### DATA EXCERPT
>>>>>
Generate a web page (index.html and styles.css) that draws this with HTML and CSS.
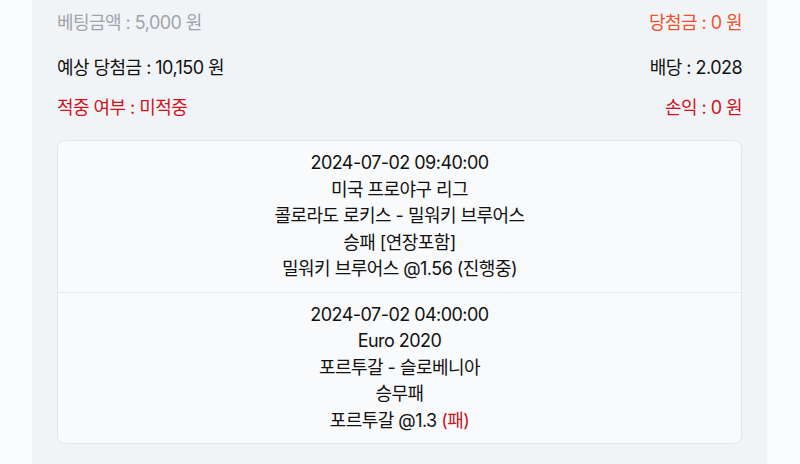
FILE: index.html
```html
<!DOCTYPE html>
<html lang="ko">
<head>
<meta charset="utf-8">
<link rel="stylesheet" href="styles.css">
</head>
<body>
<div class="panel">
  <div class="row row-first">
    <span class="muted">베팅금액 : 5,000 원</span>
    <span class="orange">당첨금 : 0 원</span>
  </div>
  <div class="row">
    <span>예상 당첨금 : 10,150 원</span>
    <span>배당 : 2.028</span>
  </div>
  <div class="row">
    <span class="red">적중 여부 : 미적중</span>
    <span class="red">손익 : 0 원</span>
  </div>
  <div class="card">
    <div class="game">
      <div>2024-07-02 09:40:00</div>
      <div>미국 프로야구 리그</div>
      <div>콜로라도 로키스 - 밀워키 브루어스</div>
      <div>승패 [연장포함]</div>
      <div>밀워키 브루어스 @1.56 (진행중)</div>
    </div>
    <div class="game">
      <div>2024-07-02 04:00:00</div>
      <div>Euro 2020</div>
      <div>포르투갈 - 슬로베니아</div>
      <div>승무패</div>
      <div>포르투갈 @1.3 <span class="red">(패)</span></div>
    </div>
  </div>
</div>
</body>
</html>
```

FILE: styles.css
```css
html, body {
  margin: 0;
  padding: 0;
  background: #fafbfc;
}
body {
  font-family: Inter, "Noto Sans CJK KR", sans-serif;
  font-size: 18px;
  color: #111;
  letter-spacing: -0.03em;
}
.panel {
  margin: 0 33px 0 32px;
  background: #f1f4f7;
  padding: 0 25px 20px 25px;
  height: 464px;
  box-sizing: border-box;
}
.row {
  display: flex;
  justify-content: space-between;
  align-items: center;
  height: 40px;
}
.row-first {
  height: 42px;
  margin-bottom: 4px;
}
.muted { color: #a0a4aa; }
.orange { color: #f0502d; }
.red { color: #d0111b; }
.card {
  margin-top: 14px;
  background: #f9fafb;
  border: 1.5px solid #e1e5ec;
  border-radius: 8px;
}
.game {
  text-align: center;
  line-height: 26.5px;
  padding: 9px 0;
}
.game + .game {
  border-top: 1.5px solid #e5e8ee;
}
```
<<<<<
### TASK INSTRUCTIONS
Reproduce the full listing above verbatim, with no pictures included.

### EXERCISE ANSWER
Generate a web page (index.html and styles.css) that draws this with HTML and CSS.
FILE: index.html
```html
<!DOCTYPE html>
<html lang="ko">
<head>
<meta charset="utf-8">
<link rel="stylesheet" href="styles.css">
</head>
<body>
<div class="panel">
  <div class="row row-first">
    <span class="muted">베팅금액 : 5,000 원</span>
    <span class="orange">당첨금 : 0 원</span>
  </div>
  <div class="row">
    <span>예상 당첨금 : 10,150 원</span>
    <span>배당 : 2.028</span>
  </div>
  <div class="row">
    <span class="red">적중 여부 : 미적중</span>
    <span class="red">손익 : 0 원</span>
  </div>
  <div class="card">
    <div class="game">
      <div>2024-07-02 09:40:00</div>
      <div>미국 프로야구 리그</div>
      <div>콜로라도 로키스 - 밀워키 브루어스</div>
      <div>승패 [연장포함]</div>
      <div>밀워키 브루어스 @1.56 (진행중)</div>
    </div>
    <div class="game">
      <div>2024-07-02 04:00:00</div>
      <div>Euro 2020</div>
      <div>포르투갈 - 슬로베니아</div>
      <div>승무패</div>
      <div>포르투갈 @1.3 <span class="red">(패)</span></div>
    </div>
  </div>
</div>
</body>
</html>
```

FILE: styles.css
```css
html, body {
  margin: 0;
  padding: 0;
  background: #fafbfc;
}
body {
  font-family: Inter, "Noto Sans CJK KR", sans-serif;
  font-size: 18px;
  color: #111;
  letter-spacing: -0.03em;
}
.panel {
  margin: 0 33px 0 32px;
  background: #f1f4f7;
  padding: 0 25px 20px 25px;
  height: 464px;
  box-sizing: border-box;
}
.row {
  display: flex;
  justify-content: space-between;
  align-items: center;
  height: 40px;
}
.row-first {
  height: 42px;
  margin-bottom: 4px;
}
.muted { color: #a0a4aa; }
.orange { color: #f0502d; }
.red { color: #d0111b; }
.card {
  margin-top: 14px;
  background: #f9fafb;
  border: 1.5px solid #e1e5ec;
  border-radius: 8px;
}
.game {
  text-align: center;
  line-height: 26.5px;
  padding: 9px 0;
}
.game + .game {
  border-top: 1.5px solid #e5e8ee;
}
```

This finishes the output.